───── INFORMATION SUPPLIED ─────
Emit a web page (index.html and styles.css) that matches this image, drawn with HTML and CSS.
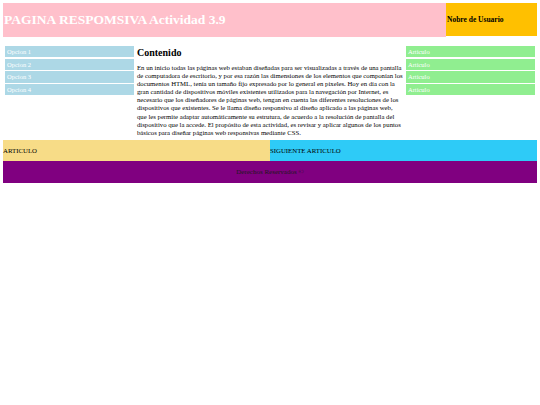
FILE: index.html
```html
<!DOCTYPE html>
<html lang="es">
<head>
<meta charset="utf-8">
<title>Pagina Responsiva</title>
<link rel="stylesheet" href="styles.css">
</head>
<body>
<header class="top">
  <div class="title">PAGINA RESPOMSIVA Actividad 3.9</div>
  <div class="user">Nobre de Usuario</div>
</header>
<div class="main">
  <nav class="menu">
    <div class="opt">Opcion 1</div>
    <div class="opt">Opcion 2</div>
    <div class="opt">Opcion 3</div>
    <div class="opt">Opcion 4</div>
  </nav>
  <section class="content">
    <h2 class="heading">Contenido</h2>
    <p class="text">En un inicio todas las páginas web estaban diseñadas para ser visualizadas a través de una pantalla de computadora de escritorio, y por esa razón las dimensiones de los elementos que componían los documentos HTML, tenía un tamaño fijo expresado por lo general en pixeles. Hoy en día con la gran cantidad de dispositivos móviles existentes utilizados para la navegación por Internet, es necesario que los diseñadores de páginas web, tengan en cuenta las diferentes resoluciones de los dispositivos que existentes. Se le llama diseño responsivo al diseño aplicado a las páginas web, que les permite adaptar automáticamente su estrutura, de acuerdo a la resolución de pantalla del dispositivo que la accede. El propósito de esta actividad, es revisar y aplicar algunos de los puntos básicos para diseñar páginas web responsivas mediante CSS.</p>
  </section>
  <aside class="side">
    <div class="art">Articulo</div>
    <div class="art">Articulo</div>
    <div class="art">Articulo</div>
    <div class="art">Articulo</div>
  </aside>
</div>
<div class="articles">
  <div class="a1">ARTICULO</div>
  <div class="a2">SIGUIENTE ARTICULO</div>
</div>
<footer class="foot">Derechos Reservados ©</footer>
</body>
</html>
```
FILE: styles.css
```css
html, body {
  background: #ffffff;
}
body {
  margin: 3px;
  font-family: "Liberation Serif", "Times New Roman", serif;
  color: #000;
}
.top {
  display: flex;
  height: 34px;
}
.title {
  flex: 1;
  background: #ffc0cb;
  color: #ffffff;
  font-weight: bold;
  font-size: 13.5px;
  display: flex;
  align-items: center;
  padding-left: 1px;
}
.user {
  width: 90px;
  height: 33px;
  background: #ffc000;
  font-weight: bold;
  font-size: 7.5px;
  display: flex;
  align-items: center;
  padding-left: 1px;
}
.main {
  display: flex;
  margin-top: 9px;
  height: 94px;
}
.menu, .side {
  width: 129px;
  padding: 0 2px;
  display: flex;
  flex-direction: column;
  gap: 1.2px;
}
.opt, .art {
  height: 11.4px;
  font-size: 6.5px;
  color: #ffffff;
  display: flex;
  align-items: center;
  padding-left: 2px;
}
.opt { background: #add8e6; }
.art { background: #90ee90; }
.content {
  flex: 1;
  padding: 0 1px;
}
.heading {
  margin: 0;
  font-size: 10px;
  line-height: 13px;
}
.text {
  margin: 5px 0 0 0;
  font-size: 6.72px;
  line-height: 8.1px;
}
.articles {
  display: flex;
  height: 21px;
  font-size: 6.8px;
}
.a1, .a2 {
  flex: 1;
  display: flex;
  align-items: center;
}
.a1 { background: #f7dc87; }
.a2 { background: #2ecbf7; }
.foot {
  background: #800080;
  height: 22px;
  font-size: 7px;
  color: #1a1a1a;
  display: flex;
  align-items: center;
  justify-content: center;
}
```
─────
--- SHORT EXERCISE ---
The data should be printed again unchanged; leave its pictures out.

--- EXERCISE RESULT ---
Emit a web page (index.html and styles.css) that matches this image, drawn with HTML and CSS.
FILE: index.html
```html
<!DOCTYPE html>
<html lang="es">
<head>
<meta charset="utf-8">
<title>Pagina Responsiva</title>
<link rel="stylesheet" href="styles.css">
</head>
<body>
<header class="top">
  <div class="title">PAGINA RESPOMSIVA Actividad 3.9</div>
  <div class="user">Nobre de Usuario</div>
</header>
<div class="main">
  <nav class="menu">
    <div class="opt">Opcion 1</div>
    <div class="opt">Opcion 2</div>
    <div class="opt">Opcion 3</div>
    <div class="opt">Opcion 4</div>
  </nav>
  <section class="content">
    <h2 class="heading">Contenido</h2>
    <p class="text">En un inicio todas las páginas web estaban diseñadas para ser visualizadas a través de una pantalla de computadora de escritorio, y por esa razón las dimensiones de los elementos que componían los documentos HTML, tenía un tamaño fijo expresado por lo general en pixeles. Hoy en día con la gran cantidad de dispositivos móviles existentes utilizados para la navegación por Internet, es necesario que los diseñadores de páginas web, tengan en cuenta las diferentes resoluciones de los dispositivos que existentes. Se le llama diseño responsivo al diseño aplicado a las páginas web, que les permite adaptar automáticamente su estrutura, de acuerdo a la resolución de pantalla del dispositivo que la accede. El propósito de esta actividad, es revisar y aplicar algunos de los puntos básicos para diseñar páginas web responsivas mediante CSS.</p>
  </section>
  <aside class="side">
    <div class="art">Articulo</div>
    <div class="art">Articulo</div>
    <div class="art">Articulo</div>
    <div class="art">Articulo</div>
  </aside>
</div>
<div class="articles">
  <div class="a1">ARTICULO</div>
  <div class="a2">SIGUIENTE ARTICULO</div>
</div>
<footer class="foot">Derechos Reservados ©</footer>
</body>
</html>
```
FILE: styles.css
```css
html, body {
  background: #ffffff;
}
body {
  margin: 3px;
  font-family: "Liberation Serif", "Times New Roman", serif;
  color: #000;
}
.top {
  display: flex;
  height: 34px;
}
.title {
  flex: 1;
  background: #ffc0cb;
  color: #ffffff;
  font-weight: bold;
  font-size: 13.5px;
  display: flex;
  align-items: center;
  padding-left: 1px;
}
.user {
  width: 90px;
  height: 33px;
  background: #ffc000;
  font-weight: bold;
  font-size: 7.5px;
  display: flex;
  align-items: center;
  padding-left: 1px;
}
.main {
  display: flex;
  margin-top: 9px;
  height: 94px;
}
.menu, .side {
  width: 129px;
  padding: 0 2px;
  display: flex;
  flex-direction: column;
  gap: 1.2px;
}
.opt, .art {
  height: 11.4px;
  font-size: 6.5px;
  color: #ffffff;
  display: flex;
  align-items: center;
  padding-left: 2px;
}
.opt { background: #add8e6; }
.art { background: #90ee90; }
.content {
  flex: 1;
  padding: 0 1px;
}
.heading {
  margin: 0;
  font-size: 10px;
  line-height: 13px;
}
.text {
  margin: 5px 0 0 0;
  font-size: 6.72px;
  line-height: 8.1px;
}
.articles {
  display: flex;
  height: 21px;
  font-size: 6.8px;
}
.a1, .a2 {
  flex: 1;
  display: flex;
  align-items: center;
}
.a1 { background: #f7dc87; }
.a2 { background: #2ecbf7; }
.foot {
  background: #800080;
  height: 22px;
  font-size: 7px;
  color: #1a1a1a;
  display: flex;
  align-items: center;
  justify-content: center;
}
```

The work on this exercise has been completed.